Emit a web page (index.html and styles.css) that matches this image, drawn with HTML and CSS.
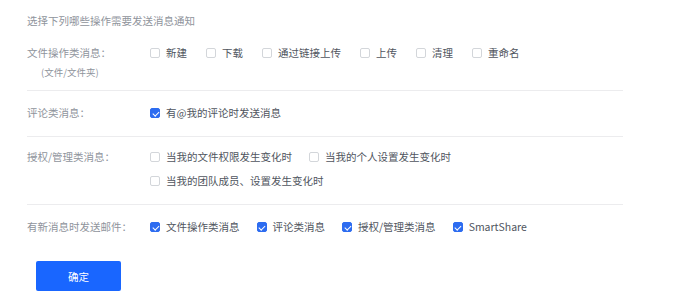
FILE: index.html
```html
<!DOCTYPE html>
<html lang="zh-CN">

<head>
    <meta charset="UTF-8">
    <meta name="viewport" content="width=device-width, initial-scale=1.0">
    <title>消息通知设置</title>
    <link rel="stylesheet" href="styles.css">
</head>

<body>
    <div class="setting">
        <div class="title">选择下列哪些操作需要发送消息通知</div>

        <div class="row">
            <div class="label">
                <div>文件操作类消息：</div>
                <div class="sub">(文件/文件夹)</div>
            </div>
            <div class="options wide">
                <label class="opt"><i class="box"></i>新建</label>
                <label class="opt"><i class="box"></i>下载</label>
                <label class="opt"><i class="box"></i>通过链接上传</label>
                <label class="opt"><i class="box"></i>上传</label>
                <label class="opt"><i class="box"></i>清理</label>
                <label class="opt"><i class="box"></i>重命名</label>
            </div>
        </div>

        <div class="row row2">
            <div class="label">评论类消息：</div>
            <div class="options">
                <label class="opt"><i class="box on"></i>有@我的评论时发送消息</label>
            </div>
        </div>

        <div class="row row3">
            <div class="label">授权/管理类消息：</div>
            <div class="options">
                <label class="opt"><i class="box"></i>当我的文件权限发生变化时</label>
                <label class="opt"><i class="box"></i>当我的个人设置发生变化时</label>
                <label class="opt"><i class="box"></i>当我的团队成员、设置发生变化时</label>
            </div>
        </div>

        <div class="row row4">
            <div class="label">有新消息时发送邮件：</div>
            <div class="options">
                <label class="opt"><i class="box on"></i>文件操作类消息</label>
                <label class="opt"><i class="box on"></i>评论类消息</label>
                <label class="opt"><i class="box on"></i>授权/管理类消息</label>
                <label class="opt"><i class="box on"></i>SmartShare</label>
            </div>
        </div>

        <button class="btn">确定</button>
    </div>
</body>

</html>
```

FILE: styles.css
```css
* {
    margin: 0;
    padding: 0;
    box-sizing: border-box;
}

body {
    background: #fff;
    font-family: "Noto Sans CJK SC", "Noto Sans", sans-serif;
    font-size: 10.5px;
    color: #50555e;
}

.setting {
    width: 623px;
    padding: 13px 0 0 27px;
}

.title {
    line-height: 16px;
    color: #8f949c;
}

.row {
    display: flex;
    padding: 16px 0 10px;
    border-bottom: 1px solid #ececee;
    line-height: 16px;
}

.row2 {
    padding: 14px 0 15px;
}

.row3 {
    padding: 12px 0 15px;
}

.row4 {
    padding: 14px 0 0;
    border-bottom: none;
}

.label {
    width: 123px;
    flex-shrink: 0;
    color: #8f949c;
}

.label .sub {
    margin-top: 3px;
    padding-left: 14px;
    font-size: 9.5px;
}

.options {
    flex: 1;
    display: flex;
    flex-wrap: wrap;
    align-items: flex-start;
    align-content: flex-start;
    row-gap: 8px;
}

.opt {
    display: flex;
    align-items: center;
    margin-right: 17px;
    white-space: nowrap;
}

.wide .opt {
    margin-right: 19px;
}

.box {
    width: 10px;
    height: 10px;
    margin-right: 6px;
    border: 1px solid #d3d6da;
    border-radius: 2px;
    background: #fff;
    position: relative;
}

.box.on {
    background: #2d6cf0;
    border-color: #2d6cf0;
}

.box.on::after {
    content: "";
    position: absolute;
    left: 2.5px;
    top: 0.5px;
    width: 2.5px;
    height: 5px;
    border: solid #fff;
    border-width: 0 1.2px 1.2px 0;
    transform: rotate(45deg);
}

.btn {
    display: block;
    margin: 26px 0 0 9px;
    width: 85px;
    height: 30px;
    border: none;
    border-radius: 2px;
    background: #1966ff;
    color: #fff;
    font-family: inherit;
    font-size: 10.5px;
    cursor: pointer;
}
```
* * * *
#### EXERCISE AIM
Copy every line of the material in which the word "styles" occurs.

#### FINISHED TASK
Emit a web page (index.html and styles.css) that matches this image, drawn with HTML and CSS.
    <link rel="stylesheet" href="styles.css">
FILE: styles.css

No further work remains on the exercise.